# Start of Data extract
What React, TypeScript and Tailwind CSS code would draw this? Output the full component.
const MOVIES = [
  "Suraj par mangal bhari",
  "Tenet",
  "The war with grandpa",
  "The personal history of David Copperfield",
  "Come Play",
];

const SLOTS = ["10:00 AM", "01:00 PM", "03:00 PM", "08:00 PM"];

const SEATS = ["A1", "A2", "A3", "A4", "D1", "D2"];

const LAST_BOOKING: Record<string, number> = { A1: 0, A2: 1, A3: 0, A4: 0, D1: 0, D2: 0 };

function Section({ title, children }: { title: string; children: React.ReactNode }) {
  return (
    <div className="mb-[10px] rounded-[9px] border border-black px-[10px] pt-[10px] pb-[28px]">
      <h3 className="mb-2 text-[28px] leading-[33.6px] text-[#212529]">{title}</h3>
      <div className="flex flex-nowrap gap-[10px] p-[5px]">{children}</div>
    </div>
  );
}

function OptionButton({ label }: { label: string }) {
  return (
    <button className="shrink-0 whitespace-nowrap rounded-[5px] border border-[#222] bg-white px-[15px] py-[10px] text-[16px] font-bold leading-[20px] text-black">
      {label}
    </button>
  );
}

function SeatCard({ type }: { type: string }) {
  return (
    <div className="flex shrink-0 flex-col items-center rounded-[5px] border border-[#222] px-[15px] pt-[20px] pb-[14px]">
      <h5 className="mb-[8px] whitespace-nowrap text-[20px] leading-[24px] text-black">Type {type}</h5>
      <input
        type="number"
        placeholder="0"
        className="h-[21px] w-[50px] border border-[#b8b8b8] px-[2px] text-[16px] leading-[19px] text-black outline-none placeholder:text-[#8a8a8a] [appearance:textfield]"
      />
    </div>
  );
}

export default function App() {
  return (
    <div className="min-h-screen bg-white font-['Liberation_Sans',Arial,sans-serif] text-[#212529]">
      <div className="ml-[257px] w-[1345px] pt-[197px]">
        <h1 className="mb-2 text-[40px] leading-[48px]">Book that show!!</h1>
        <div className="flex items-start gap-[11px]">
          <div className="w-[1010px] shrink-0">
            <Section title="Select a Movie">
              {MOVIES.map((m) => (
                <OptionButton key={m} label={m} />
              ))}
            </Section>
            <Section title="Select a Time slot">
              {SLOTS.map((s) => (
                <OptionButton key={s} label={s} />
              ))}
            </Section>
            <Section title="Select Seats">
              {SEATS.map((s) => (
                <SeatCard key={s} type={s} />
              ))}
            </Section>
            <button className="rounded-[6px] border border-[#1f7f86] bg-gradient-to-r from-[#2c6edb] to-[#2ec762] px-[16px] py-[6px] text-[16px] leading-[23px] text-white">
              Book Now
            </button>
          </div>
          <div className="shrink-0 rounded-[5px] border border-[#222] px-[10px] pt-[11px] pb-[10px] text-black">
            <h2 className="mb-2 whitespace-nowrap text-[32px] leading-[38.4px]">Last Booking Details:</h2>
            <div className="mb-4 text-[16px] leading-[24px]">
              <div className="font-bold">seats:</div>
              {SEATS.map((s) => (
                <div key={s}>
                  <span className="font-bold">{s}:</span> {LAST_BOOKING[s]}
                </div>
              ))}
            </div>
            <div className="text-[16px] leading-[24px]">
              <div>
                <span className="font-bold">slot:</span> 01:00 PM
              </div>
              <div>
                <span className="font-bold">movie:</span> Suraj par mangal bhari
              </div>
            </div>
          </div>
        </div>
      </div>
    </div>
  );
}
# End of Data extract
# Start of Data extract
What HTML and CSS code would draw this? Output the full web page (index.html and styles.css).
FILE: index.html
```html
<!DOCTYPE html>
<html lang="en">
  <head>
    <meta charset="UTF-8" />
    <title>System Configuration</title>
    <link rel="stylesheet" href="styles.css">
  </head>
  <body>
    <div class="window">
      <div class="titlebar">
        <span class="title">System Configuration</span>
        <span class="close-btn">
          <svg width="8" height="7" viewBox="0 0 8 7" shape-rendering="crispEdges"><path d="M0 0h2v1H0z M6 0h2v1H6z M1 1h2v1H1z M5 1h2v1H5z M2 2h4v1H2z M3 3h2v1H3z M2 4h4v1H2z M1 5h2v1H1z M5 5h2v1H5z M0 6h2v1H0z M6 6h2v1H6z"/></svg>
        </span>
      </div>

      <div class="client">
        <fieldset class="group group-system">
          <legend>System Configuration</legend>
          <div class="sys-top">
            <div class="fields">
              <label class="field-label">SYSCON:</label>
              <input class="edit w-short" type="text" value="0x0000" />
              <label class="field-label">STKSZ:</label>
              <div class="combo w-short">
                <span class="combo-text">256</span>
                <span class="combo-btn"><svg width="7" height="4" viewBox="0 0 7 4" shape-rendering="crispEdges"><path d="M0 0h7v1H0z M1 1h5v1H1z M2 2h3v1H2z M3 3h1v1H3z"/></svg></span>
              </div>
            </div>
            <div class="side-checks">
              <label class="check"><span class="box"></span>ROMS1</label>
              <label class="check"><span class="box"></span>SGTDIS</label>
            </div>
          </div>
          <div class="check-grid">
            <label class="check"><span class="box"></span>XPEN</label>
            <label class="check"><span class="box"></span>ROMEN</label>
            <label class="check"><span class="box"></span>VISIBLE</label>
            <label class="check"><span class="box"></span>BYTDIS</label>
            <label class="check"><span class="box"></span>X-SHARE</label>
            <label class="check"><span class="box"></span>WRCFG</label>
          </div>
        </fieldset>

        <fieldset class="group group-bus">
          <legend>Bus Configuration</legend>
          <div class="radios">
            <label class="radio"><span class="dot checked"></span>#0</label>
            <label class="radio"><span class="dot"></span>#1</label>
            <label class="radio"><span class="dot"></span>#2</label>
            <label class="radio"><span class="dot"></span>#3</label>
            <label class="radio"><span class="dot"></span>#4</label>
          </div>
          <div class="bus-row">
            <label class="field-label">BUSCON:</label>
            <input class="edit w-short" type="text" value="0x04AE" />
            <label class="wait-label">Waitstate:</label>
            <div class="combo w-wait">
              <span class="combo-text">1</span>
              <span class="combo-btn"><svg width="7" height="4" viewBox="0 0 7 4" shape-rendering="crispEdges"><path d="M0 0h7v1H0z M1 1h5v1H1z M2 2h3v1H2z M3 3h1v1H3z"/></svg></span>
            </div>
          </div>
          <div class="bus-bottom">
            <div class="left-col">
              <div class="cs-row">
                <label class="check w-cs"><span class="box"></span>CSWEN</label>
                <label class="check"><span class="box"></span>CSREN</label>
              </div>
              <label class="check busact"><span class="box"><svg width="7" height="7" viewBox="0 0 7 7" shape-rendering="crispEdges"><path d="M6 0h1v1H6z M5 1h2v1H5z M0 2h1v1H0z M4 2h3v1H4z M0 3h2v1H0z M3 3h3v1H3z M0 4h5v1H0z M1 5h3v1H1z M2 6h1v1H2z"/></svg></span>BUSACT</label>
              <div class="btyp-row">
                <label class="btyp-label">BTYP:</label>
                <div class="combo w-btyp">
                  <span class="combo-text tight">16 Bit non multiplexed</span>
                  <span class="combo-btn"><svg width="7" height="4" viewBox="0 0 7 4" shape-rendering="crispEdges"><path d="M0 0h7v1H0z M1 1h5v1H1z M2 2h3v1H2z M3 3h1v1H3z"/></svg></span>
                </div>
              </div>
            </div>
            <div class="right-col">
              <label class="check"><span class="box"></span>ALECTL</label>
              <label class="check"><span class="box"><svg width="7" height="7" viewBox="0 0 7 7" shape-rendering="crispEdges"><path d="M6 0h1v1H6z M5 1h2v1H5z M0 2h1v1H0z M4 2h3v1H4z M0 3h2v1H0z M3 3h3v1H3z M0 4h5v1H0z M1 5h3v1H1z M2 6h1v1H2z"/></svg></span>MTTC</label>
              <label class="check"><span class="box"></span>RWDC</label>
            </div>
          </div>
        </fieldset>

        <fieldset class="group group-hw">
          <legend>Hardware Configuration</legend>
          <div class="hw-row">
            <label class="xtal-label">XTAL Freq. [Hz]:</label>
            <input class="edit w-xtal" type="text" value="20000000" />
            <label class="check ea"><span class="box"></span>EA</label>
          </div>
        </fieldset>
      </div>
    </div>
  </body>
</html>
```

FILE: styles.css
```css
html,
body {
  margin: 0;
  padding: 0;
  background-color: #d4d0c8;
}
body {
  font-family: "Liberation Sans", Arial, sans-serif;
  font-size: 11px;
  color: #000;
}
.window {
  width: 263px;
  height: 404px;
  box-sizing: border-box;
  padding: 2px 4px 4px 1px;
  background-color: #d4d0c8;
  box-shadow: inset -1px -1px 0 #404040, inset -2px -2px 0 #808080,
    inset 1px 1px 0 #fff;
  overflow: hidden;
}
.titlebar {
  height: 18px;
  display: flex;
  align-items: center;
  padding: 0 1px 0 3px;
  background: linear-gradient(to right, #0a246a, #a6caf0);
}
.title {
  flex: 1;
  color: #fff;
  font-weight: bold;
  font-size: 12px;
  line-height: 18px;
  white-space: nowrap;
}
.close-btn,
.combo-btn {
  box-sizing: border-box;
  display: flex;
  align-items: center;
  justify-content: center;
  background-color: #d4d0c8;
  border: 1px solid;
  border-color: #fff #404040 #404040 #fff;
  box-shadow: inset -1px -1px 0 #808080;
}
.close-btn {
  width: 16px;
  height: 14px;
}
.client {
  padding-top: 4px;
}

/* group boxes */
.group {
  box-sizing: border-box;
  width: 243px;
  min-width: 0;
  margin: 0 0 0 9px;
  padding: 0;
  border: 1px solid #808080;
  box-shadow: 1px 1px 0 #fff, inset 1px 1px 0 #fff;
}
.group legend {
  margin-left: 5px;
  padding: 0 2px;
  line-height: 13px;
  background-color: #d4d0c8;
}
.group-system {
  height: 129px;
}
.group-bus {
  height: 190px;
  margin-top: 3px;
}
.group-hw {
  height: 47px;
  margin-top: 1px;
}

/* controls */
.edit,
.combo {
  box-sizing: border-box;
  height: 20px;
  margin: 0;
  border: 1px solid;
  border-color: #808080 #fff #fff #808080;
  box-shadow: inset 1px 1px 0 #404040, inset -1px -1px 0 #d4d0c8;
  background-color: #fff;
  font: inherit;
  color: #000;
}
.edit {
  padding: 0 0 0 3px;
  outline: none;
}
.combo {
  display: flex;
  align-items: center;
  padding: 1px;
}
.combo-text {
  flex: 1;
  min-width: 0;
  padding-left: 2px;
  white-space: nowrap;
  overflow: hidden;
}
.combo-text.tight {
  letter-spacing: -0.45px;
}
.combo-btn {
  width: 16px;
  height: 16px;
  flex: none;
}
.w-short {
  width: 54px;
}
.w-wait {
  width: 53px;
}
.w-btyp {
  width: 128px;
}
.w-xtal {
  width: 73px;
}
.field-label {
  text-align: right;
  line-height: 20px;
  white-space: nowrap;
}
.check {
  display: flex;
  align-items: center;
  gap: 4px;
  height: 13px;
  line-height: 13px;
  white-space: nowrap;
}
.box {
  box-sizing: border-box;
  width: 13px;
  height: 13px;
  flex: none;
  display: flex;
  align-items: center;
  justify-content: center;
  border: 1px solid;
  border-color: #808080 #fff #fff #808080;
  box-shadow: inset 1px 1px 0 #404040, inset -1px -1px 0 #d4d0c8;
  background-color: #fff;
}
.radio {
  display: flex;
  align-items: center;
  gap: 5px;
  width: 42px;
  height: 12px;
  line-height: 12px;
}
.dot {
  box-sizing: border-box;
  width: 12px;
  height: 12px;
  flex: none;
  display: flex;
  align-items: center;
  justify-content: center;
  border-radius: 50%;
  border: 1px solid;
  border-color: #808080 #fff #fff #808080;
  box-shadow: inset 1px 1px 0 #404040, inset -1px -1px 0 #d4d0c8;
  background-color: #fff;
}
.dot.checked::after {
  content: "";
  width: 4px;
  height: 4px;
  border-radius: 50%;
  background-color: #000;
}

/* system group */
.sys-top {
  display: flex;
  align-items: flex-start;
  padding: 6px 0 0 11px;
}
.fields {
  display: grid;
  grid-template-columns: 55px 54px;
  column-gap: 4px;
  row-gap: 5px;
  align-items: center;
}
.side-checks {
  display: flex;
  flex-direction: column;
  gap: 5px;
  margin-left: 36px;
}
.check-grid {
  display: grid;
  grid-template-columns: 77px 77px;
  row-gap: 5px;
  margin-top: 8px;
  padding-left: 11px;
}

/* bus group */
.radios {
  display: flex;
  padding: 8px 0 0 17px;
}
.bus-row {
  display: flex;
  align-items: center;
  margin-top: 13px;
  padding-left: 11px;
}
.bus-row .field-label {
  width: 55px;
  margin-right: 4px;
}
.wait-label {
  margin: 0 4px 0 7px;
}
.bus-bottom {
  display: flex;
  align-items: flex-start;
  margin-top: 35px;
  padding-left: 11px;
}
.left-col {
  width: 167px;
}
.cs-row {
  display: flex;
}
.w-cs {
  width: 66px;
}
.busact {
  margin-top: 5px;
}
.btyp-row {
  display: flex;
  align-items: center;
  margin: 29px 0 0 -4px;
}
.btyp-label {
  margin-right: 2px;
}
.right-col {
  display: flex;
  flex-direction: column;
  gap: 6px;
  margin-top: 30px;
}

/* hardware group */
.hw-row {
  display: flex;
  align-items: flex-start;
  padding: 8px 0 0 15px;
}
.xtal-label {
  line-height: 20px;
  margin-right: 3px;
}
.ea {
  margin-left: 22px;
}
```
# End of Data extract
# Start of Data extract
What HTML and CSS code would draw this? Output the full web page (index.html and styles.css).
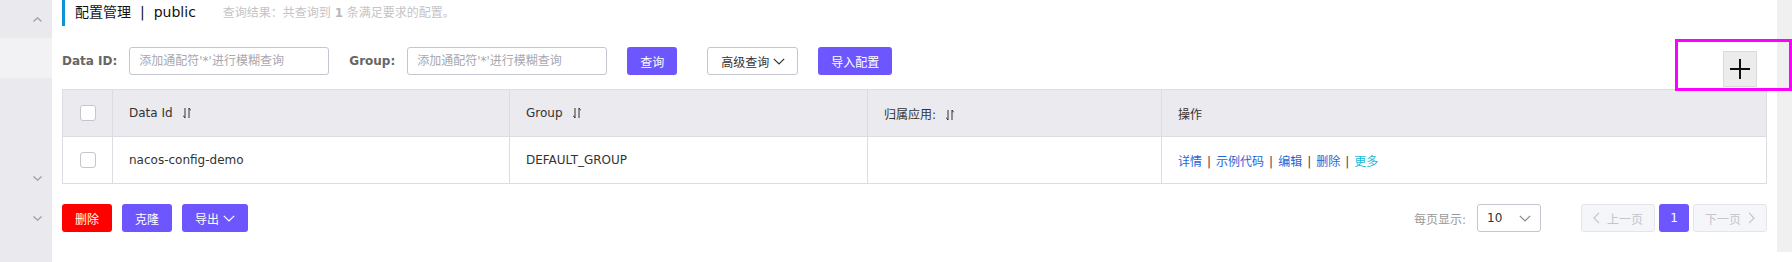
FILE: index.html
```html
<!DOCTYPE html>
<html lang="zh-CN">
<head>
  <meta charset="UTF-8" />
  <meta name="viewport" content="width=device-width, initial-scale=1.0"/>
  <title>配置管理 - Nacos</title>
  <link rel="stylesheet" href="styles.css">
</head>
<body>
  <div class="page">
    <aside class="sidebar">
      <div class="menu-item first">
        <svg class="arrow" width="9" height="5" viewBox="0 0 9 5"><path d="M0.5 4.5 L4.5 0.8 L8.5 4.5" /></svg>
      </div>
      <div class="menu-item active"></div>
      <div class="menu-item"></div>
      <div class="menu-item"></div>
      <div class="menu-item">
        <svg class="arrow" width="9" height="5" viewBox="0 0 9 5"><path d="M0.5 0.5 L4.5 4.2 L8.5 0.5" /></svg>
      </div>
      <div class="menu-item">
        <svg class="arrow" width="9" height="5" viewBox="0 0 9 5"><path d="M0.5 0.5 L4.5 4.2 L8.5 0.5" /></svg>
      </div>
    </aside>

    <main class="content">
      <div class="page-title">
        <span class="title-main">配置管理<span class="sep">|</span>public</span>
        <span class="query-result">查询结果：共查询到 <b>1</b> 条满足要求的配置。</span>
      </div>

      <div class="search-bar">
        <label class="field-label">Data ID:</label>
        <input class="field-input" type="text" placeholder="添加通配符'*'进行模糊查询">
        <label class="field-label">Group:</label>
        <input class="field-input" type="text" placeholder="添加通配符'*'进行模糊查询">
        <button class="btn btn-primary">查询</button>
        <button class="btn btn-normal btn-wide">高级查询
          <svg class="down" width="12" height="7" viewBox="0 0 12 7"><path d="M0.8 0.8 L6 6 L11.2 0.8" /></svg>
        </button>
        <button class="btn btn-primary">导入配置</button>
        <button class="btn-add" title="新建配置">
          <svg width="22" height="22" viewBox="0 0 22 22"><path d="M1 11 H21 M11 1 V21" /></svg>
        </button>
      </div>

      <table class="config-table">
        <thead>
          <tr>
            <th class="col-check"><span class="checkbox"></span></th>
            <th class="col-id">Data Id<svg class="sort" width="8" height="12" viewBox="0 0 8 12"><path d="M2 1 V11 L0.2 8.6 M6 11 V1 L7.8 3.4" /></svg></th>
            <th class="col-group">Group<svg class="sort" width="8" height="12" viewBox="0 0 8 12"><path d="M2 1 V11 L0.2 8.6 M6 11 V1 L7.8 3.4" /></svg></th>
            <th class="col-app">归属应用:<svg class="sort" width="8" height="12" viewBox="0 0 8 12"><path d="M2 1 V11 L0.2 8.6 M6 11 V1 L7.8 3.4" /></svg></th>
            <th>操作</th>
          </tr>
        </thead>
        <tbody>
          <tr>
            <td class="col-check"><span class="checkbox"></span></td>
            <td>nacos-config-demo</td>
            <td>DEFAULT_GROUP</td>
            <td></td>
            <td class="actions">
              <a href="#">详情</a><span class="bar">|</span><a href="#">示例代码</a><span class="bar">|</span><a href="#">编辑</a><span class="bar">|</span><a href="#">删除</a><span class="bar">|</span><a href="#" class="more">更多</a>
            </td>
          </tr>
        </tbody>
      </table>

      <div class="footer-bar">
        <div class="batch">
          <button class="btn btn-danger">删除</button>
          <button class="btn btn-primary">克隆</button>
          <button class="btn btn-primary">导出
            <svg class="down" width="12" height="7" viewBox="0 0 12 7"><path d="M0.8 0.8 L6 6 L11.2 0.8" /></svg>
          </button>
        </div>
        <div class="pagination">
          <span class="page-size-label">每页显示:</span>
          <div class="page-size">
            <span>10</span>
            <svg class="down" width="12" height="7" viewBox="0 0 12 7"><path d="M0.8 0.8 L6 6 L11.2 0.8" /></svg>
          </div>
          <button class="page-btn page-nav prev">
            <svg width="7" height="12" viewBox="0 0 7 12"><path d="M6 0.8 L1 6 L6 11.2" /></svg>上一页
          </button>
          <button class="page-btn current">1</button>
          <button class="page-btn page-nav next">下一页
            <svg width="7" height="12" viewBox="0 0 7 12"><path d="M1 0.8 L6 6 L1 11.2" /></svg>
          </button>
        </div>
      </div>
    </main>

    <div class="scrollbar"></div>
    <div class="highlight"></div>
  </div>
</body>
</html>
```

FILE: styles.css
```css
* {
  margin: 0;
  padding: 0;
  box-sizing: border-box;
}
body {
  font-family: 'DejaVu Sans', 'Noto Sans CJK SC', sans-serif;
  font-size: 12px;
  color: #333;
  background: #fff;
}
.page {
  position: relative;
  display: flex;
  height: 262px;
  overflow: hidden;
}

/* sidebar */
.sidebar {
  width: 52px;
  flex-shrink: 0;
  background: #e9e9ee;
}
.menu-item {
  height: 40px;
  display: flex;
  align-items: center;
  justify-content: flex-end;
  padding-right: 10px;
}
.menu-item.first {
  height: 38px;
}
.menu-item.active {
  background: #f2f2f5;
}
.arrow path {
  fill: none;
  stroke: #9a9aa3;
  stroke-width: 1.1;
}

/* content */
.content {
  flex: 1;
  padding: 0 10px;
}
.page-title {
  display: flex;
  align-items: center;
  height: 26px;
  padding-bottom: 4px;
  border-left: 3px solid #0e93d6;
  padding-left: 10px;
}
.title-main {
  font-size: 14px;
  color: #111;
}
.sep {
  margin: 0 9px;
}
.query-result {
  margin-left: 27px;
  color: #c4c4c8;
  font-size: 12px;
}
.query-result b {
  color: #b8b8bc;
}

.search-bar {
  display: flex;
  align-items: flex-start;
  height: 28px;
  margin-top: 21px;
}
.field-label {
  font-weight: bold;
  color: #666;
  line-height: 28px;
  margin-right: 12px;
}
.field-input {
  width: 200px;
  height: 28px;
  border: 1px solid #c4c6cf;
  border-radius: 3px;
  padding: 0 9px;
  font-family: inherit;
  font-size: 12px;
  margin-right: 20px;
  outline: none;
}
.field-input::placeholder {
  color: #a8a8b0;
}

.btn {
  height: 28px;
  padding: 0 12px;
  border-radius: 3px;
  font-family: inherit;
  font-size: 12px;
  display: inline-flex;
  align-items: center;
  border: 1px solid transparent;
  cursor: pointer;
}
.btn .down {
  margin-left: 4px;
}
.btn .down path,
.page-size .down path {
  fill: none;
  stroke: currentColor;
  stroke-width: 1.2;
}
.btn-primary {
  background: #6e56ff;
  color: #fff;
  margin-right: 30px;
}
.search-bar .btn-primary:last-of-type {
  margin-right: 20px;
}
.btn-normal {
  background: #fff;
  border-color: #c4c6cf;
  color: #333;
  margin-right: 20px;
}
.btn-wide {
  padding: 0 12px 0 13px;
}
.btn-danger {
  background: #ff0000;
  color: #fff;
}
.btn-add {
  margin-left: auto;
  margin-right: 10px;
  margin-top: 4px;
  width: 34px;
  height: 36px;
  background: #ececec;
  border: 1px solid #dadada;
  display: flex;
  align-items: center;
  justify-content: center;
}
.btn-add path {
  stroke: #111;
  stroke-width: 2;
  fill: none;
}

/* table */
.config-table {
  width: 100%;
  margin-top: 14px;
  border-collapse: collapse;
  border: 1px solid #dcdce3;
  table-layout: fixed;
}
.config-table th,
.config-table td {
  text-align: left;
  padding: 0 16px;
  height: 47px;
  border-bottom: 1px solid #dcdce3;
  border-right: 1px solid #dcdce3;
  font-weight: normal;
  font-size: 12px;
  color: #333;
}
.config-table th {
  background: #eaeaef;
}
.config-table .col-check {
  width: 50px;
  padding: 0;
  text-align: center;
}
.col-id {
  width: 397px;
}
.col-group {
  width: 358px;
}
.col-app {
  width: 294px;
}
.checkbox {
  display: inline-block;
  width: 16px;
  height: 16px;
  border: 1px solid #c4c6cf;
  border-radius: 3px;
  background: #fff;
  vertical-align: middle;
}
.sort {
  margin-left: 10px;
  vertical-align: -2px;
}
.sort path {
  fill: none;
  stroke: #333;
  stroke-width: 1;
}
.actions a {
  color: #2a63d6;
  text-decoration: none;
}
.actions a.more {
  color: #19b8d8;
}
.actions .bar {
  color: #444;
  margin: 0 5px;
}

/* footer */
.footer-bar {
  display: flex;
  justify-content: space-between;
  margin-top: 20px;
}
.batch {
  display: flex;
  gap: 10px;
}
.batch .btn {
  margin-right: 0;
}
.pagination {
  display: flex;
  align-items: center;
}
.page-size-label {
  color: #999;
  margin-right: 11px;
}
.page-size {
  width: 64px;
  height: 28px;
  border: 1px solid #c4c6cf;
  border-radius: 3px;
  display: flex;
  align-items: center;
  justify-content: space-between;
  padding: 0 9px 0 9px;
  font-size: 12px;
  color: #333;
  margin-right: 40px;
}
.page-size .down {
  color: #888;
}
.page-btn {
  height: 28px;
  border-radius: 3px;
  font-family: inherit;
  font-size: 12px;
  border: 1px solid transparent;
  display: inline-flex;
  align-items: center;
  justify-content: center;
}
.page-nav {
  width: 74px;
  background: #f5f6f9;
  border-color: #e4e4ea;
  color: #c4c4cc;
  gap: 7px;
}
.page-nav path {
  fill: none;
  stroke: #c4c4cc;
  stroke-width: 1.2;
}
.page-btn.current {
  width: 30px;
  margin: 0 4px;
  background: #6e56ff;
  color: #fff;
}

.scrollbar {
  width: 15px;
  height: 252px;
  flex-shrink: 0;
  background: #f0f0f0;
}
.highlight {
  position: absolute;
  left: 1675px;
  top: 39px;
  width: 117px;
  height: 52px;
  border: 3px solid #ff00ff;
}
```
# End of Data extract
Problem details> Repeat, word for word, only the lines from the line holding "What React, TypeScript" through the line holding "const LAST_BOOKING: Record<string, number>", with both of those lines included.

Written answer>
What React, TypeScript and Tailwind CSS code would draw this? Output the full component.
const MOVIES = [
  "Suraj par mangal bhari",
  "Tenet",
  "The war with grandpa",
  "The personal history of David Copperfield",
  "Come Play",
];

const SLOTS = ["10:00 AM", "01:00 PM", "03:00 PM", "08:00 PM"];

const SEATS = ["A1", "A2", "A3", "A4", "D1", "D2"];

const LAST_BOOKING: Record<string, number> = { A1: 0, A2: 1, A3: 0, A4: 0, D1: 0, D2: 0 };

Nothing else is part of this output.